The Reserve Bank’s decision to leave the cash rate on hold at 1.5% was widely predicted, but despite a lack of official movements, lenders hiked rates again throughout April for both investors and owner occupiers.

Interest only loans were the hardest hit, with rises of up to 30 basis points. Banks said the increases were a direct result of “recent regulatory changes” that have seen some lenders now requiring deposits of up to 30%. But several commentators hit back saying lenders were only using the opportunity to repair or increase their margins.

Regardless, the latest Hedonic Home Index from CoreLogic RP Data has recorded a significant slowdown in house price growth, with the Sydney market remaining flat in April. Melbourne property was the star performer with 0.5% growth, resulting in a cumulative 15.3% increase in prices over the past year. According to the researcher, 46% of all lending in Victoria is to investors, with signs lending to this sector is now softening as a result of the recent tightening.

But expert Louis Christopher of SQM said consumers shouldn’t fall for the “propaganda” that claims Sydney and Melbourne markets have cooled, as all other available data actually contradicts the RP Data report.  Christopher said he believes the market is still booming, to the point where the regulator APRA will be forced to step in later this year. SQM calculated asking prices for houses in Melbourne actually rose by 1.1%, with falling numbers of listings probably a sign that vendors expect prices to rise even higher.  According to the SQM data, the number of properties for sale in Melbourne fell by 15.2% in April, with listings now down by 23% over the year.

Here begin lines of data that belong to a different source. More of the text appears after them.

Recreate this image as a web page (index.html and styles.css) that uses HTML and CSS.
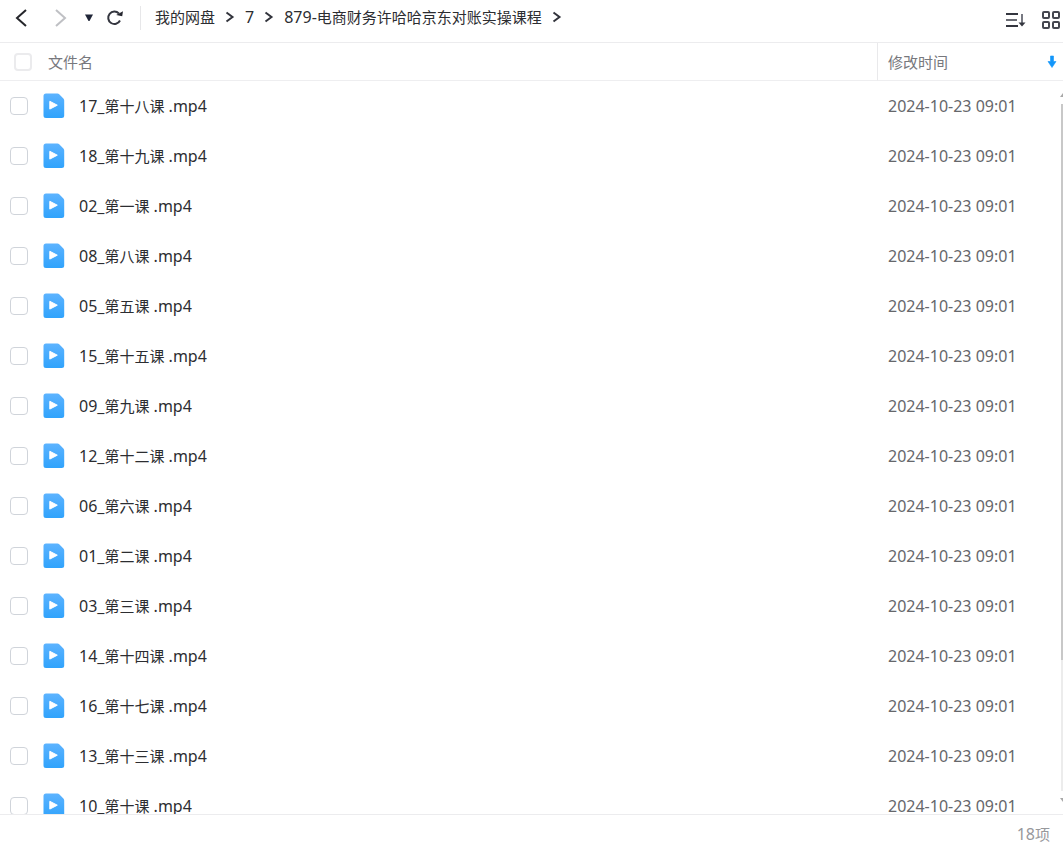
FILE: index.html
```html
<!DOCTYPE html>
<html lang="zh-CN">
<head>
<meta charset="utf-8">
<meta name="viewport" content="width=device-width, initial-scale=1">
<title>我的网盘</title>
<link rel="stylesheet" href="styles.css">
</head>
<body>
<svg class="defs" aria-hidden="true">
  <defs>
    <linearGradient id="file-fill" x1="0" y1="0" x2="0" y2="1">
      <stop offset="0" stop-color="#5cb3ff"/>
      <stop offset="1" stop-color="#30a3fc"/>
    </linearGradient>
    <symbol id="video" viewBox="0 0 22 26">
      <path d="M3 .5h11.500q1 0 1.700.7l4.200 4.300q.8.800.8 2v15a2.500 2.500 0 0 1-2.500 2.500H3A2.500 2.500 0 0 1 .5 22.500V3A2.500 2.500 0 0 1 3 .5z" fill="url(#file-fill)"/>
      <path d="M6.800 8.300v7.800l7.500-3.900z" fill="#fff" stroke="#fff" stroke-width="1" stroke-linejoin="round"/>
    </symbol>
    <symbol id="crumb" viewBox="0 0 10 12">
      <path d="M1.500 1.500 7.500 6l-6 4.500" fill="none" stroke="#32343c" stroke-width="2"/>
    </symbol>
  </defs>
</svg>
<div class="app">
  <header class="toolbar">
    <div class="nav">
      <button class="back" type="button" aria-label="后退"><svg width="14" height="20" viewBox="0 0 14 20"><path d="M12 2 3 10l9 8" fill="none" stroke="#25262b" stroke-width="2"/></svg></button>
      <button class="forward" type="button" aria-label="前进"><svg width="14" height="20" viewBox="0 0 14 20"><path d="m2 2 9 8-9 8" fill="none" stroke="#bfc0c4" stroke-width="2"/></svg></button>
      <button class="history" type="button" aria-label="历史"><svg width="10" height="8" viewBox="0 0 10 8"><path d="M1 .5h8L5.500 7h-1z" fill="#202638"/></svg></button>
      <button class="reload" type="button" aria-label="刷新"><svg width="18" height="18" viewBox="0 0 18 18"><path d="M14 11.500A6.200 6.200 0 1 1 12.900 4.500" fill="none" stroke="#34363f" stroke-width="2"/><path d="m10.200 6 6 1.300.8-5z" fill="#25262f"/></svg></button>
    </div>
    <nav class="crumbs" aria-label="路径">
      <a href="#"><span class="zh">我的网盘</span></a>
      <svg class="sep"><use href="#crumb"/></svg>
      <a href="#">7</a>
      <svg class="sep"><use href="#crumb"/></svg>
      <a href="#">879-<span class="zh">电商财务许哈哈京东对账实操课程</span></a>
      <svg class="sep"><use href="#crumb"/></svg>
    </nav>
    <div class="views">
      <button type="button" aria-label="排序"><svg width="22" height="18" viewBox="0 0 22 18"><path d="M1 3h12M1 15h12" stroke="#34363f" stroke-width="2"/><path d="M1 9h11" stroke="#6a6c74" stroke-width="2"/><path d="M17 3v10" stroke="#777982" stroke-width="2"/><path d="M13.500 11.500h7L17 15.500z" fill="#34363f"/></svg></button>
      <button type="button" aria-label="网格视图"><svg width="18" height="18" viewBox="0 0 18 18"><g fill="none" stroke="#454750" stroke-width="2"><rect x="1" y="1" width="6" height="6" rx="1"/><rect x="11" y="1" width="6" height="6" rx="1"/><rect x="1" y="11" width="6" height="6" rx="1"/><rect x="11" y="11" width="6" height="6" rx="1"/></g></svg></button>
    </div>
  </header>
  <main class="list">
    <table class="files">
      <thead>
        <tr>
          <th class="name" scope="col"><div class="head"><input type="checkbox" id="all"><label class="zh" for="all">文件名</label></div></th>
          <th class="time" scope="col"><div class="head"><span class="zh">修改时间</span><svg width="10" height="14" viewBox="0 0 10 14"><path d="M3.500 1h3v5.500H9L5 12.500 1 6.500h2.500z" fill="#1296fa" stroke="#1296fa" stroke-width=".6" stroke-linejoin="round"/></svg></div></th>
        </tr>
      </thead>
      <tbody>
        <tr><td><div class="file"><input type="checkbox" id="f1"><svg><use href="#video"/></svg><label for="f1">17_<span class="zh">第十八课</span> .mp4</label></div></td><td class="date">2024-10-23 09:01</td></tr>
        <tr><td><div class="file"><input type="checkbox" id="f2"><svg><use href="#video"/></svg><label for="f2">18_<span class="zh">第十九课</span> .mp4</label></div></td><td class="date">2024-10-23 09:01</td></tr>
        <tr><td><div class="file"><input type="checkbox" id="f3"><svg><use href="#video"/></svg><label for="f3">02_<span class="zh">第一课</span> .mp4</label></div></td><td class="date">2024-10-23 09:01</td></tr>
        <tr><td><div class="file"><input type="checkbox" id="f4"><svg><use href="#video"/></svg><label for="f4">08_<span class="zh">第八课</span> .mp4</label></div></td><td class="date">2024-10-23 09:01</td></tr>
        <tr><td><div class="file"><input type="checkbox" id="f5"><svg><use href="#video"/></svg><label for="f5">05_<span class="zh">第五课</span> .mp4</label></div></td><td class="date">2024-10-23 09:01</td></tr>
        <tr><td><div class="file"><input type="checkbox" id="f6"><svg><use href="#video"/></svg><label for="f6">15_<span class="zh">第十五课</span> .mp4</label></div></td><td class="date">2024-10-23 09:01</td></tr>
        <tr><td><div class="file"><input type="checkbox" id="f7"><svg><use href="#video"/></svg><label for="f7">09_<span class="zh">第九课</span> .mp4</label></div></td><td class="date">2024-10-23 09:01</td></tr>
        <tr><td><div class="file"><input type="checkbox" id="f8"><svg><use href="#video"/></svg><label for="f8">12_<span class="zh">第十二课</span> .mp4</label></div></td><td class="date">2024-10-23 09:01</td></tr>
        <tr><td><div class="file"><input type="checkbox" id="f9"><svg><use href="#video"/></svg><label for="f9">06_<span class="zh">第六课</span> .mp4</label></div></td><td class="date">2024-10-23 09:01</td></tr>
        <tr><td><div class="file"><input type="checkbox" id="f10"><svg><use href="#video"/></svg><label for="f10">01_<span class="zh">第二课</span> .mp4</label></div></td><td class="date">2024-10-23 09:01</td></tr>
        <tr><td><div class="file"><input type="checkbox" id="f11"><svg><use href="#video"/></svg><label for="f11">03_<span class="zh">第三课</span> .mp4</label></div></td><td class="date">2024-10-23 09:01</td></tr>
        <tr><td><div class="file"><input type="checkbox" id="f12"><svg><use href="#video"/></svg><label for="f12">14_<span class="zh">第十四课</span> .mp4</label></div></td><td class="date">2024-10-23 09:01</td></tr>
        <tr><td><div class="file"><input type="checkbox" id="f13"><svg><use href="#video"/></svg><label for="f13">16_<span class="zh">第十七课</span> .mp4</label></div></td><td class="date">2024-10-23 09:01</td></tr>
        <tr><td><div class="file"><input type="checkbox" id="f14"><svg><use href="#video"/></svg><label for="f14">13_<span class="zh">第十三课</span> .mp4</label></div></td><td class="date">2024-10-23 09:01</td></tr>
        <tr><td><div class="file"><input type="checkbox" id="f15"><svg><use href="#video"/></svg><label for="f15">10_<span class="zh">第十课</span> .mp4</label></div></td><td class="date">2024-10-23 09:01</td></tr>
      </tbody>
    </table>
    <div class="scrollbar" aria-hidden="true">
      <svg width="3" height="4" viewBox="0 0 3 4"><path d="M0 4 3 0v4z" fill="#a8a8a8"/></svg>
      <div class="track"><div class="thumb"></div></div>
      <svg width="3" height="4" viewBox="0 0 3 4"><path d="M0 0h3v4z" fill="#a8a8a8"/></svg>
    </div>
  </main>
  <footer class="status">18<span class="zh">项</span></footer>
</div>
</body>
</html>
```

FILE: styles.css
```css
* {
  box-sizing: border-box;
}

body {
  margin: 0;
  background: #fff;
  color: #2c2d31;
  font: 16px/24px "Noto Sans", "Noto Sans CJK SC", sans-serif;
}

svg {
  display: block;
  flex: none;
}

button {
  display: block;
  padding: 0;
  border: 0;
  background: none;
}

.defs {
  position: absolute;
  width: 0;
  height: 0;
}

.zh {
  font-family: "Noto Sans CJK SC", sans-serif;
  font-size: 15px;
  line-height: 20px;
}

.app {
  display: flex;
  flex-direction: column;
  height: 100vh;
}

.toolbar {
  display: flex;
  flex: none;
  align-items: center;
  height: 43px;
  padding: 0 3px 6px 14px;
  border-bottom: 1px solid #ececee;
}

.nav {
  display: flex;
  align-items: center;
  height: 24px;
  padding-right: 16px;
  border-right: 1px solid #e7e7e9;
}

.forward {
  margin-left: 26px;
}

.history {
  margin-left: 16px;
}

.reload {
  margin-left: 12px;
}

.crumbs {
  display: flex;
  align-items: center;
  gap: 10px;
  padding: 0 0 2px 14px;
  white-space: nowrap;
}

.crumbs a {
  color: inherit;
  text-decoration: none;
}

.sep {
  width: 10px;
  height: 12px;
}

.views {
  display: flex;
  gap: 15px;
  margin-left: auto;
  padding-top: 4px;
}

.list {
  position: relative;
  flex: 1;
  min-height: 0;
  overflow: hidden;
}

.files {
  width: 100%;
  border-collapse: separate;
  border-spacing: 0;
  table-layout: fixed;
}

th,
td {
  padding: 0;
  text-align: left;
  font-weight: 400;
}

th {
  height: 38px;
  border-bottom: 1px solid #eeeef0;
  color: #77787d;
}

.time {
  width: 186px;
  padding: 0 6px 0 10px;
  border-left: 1px solid #e9e9eb;
}

.head {
  display: flex;
  align-items: center;
}

.name .head {
  gap: 16px;
  padding-left: 14px;
}

.time .head {
  justify-content: space-between;
}

td {
  height: 50px;
}

.file {
  display: flex;
  align-items: center;
  padding-left: 10px;
}

.file svg {
  width: 22px;
  height: 26px;
  margin: 0 14px 0 15px;
}

.date {
  padding-left: 11px;
  color: #66676b;
}

input {
  flex: none;
  width: 18px;
  height: 18px;
  margin: 0;
  border: 1px solid #d0d4da;
  border-radius: 4px;
  appearance: none;
  background: #fff;
}

th input {
  border: 2px solid #ebebed;
}

.scrollbar {
  position: absolute;
  top: 50px;
  right: 0;
  bottom: 12px;
  display: flex;
  flex-direction: column;
  align-items: flex-end;
  gap: 7px;
  width: 3px;
}

.track {
  flex: 1;
  width: 2px;
  background: #ececec;
}

.thumb {
  height: 81%;
  background: #c8c8c8;
}

.status {
  flex: none;
  height: 33px;
  padding: 7px 13px 0 0;
  border-top: 1px solid #ececee;
  color: #97989c;
  text-align: right;
}
```
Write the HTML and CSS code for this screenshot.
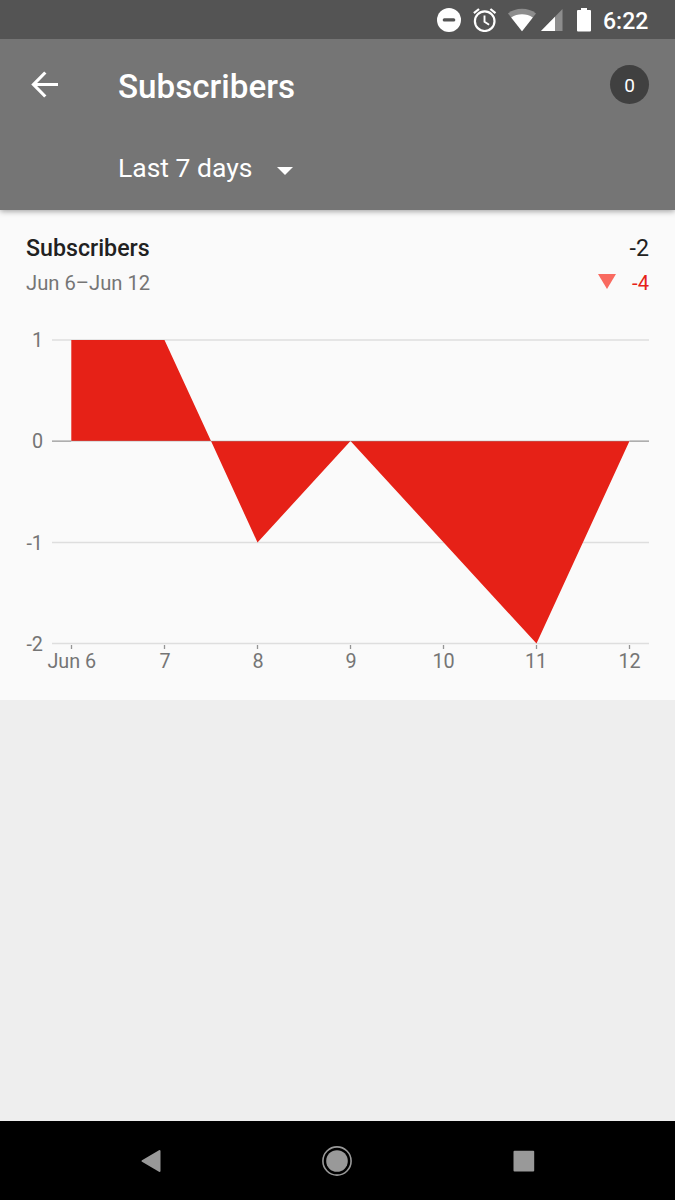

Going forward, the debate between commentators as to the likely future performance of the market continues to run hot, with Citi the latest to grab headlines with its prediction of a 7% fall in house prices in 2018. Their 47 page analysis said Melbourne and Brisbane apartments would be hardest hit due to an oversupply.

In reality, auction clearance rates remain stubbornly high in Melbourne with no sign of a winter slowdown. For vendors who’ve been considering a sale, current conditions are ideal with heavy competition from buyers resulting in some outstanding sale outcomes.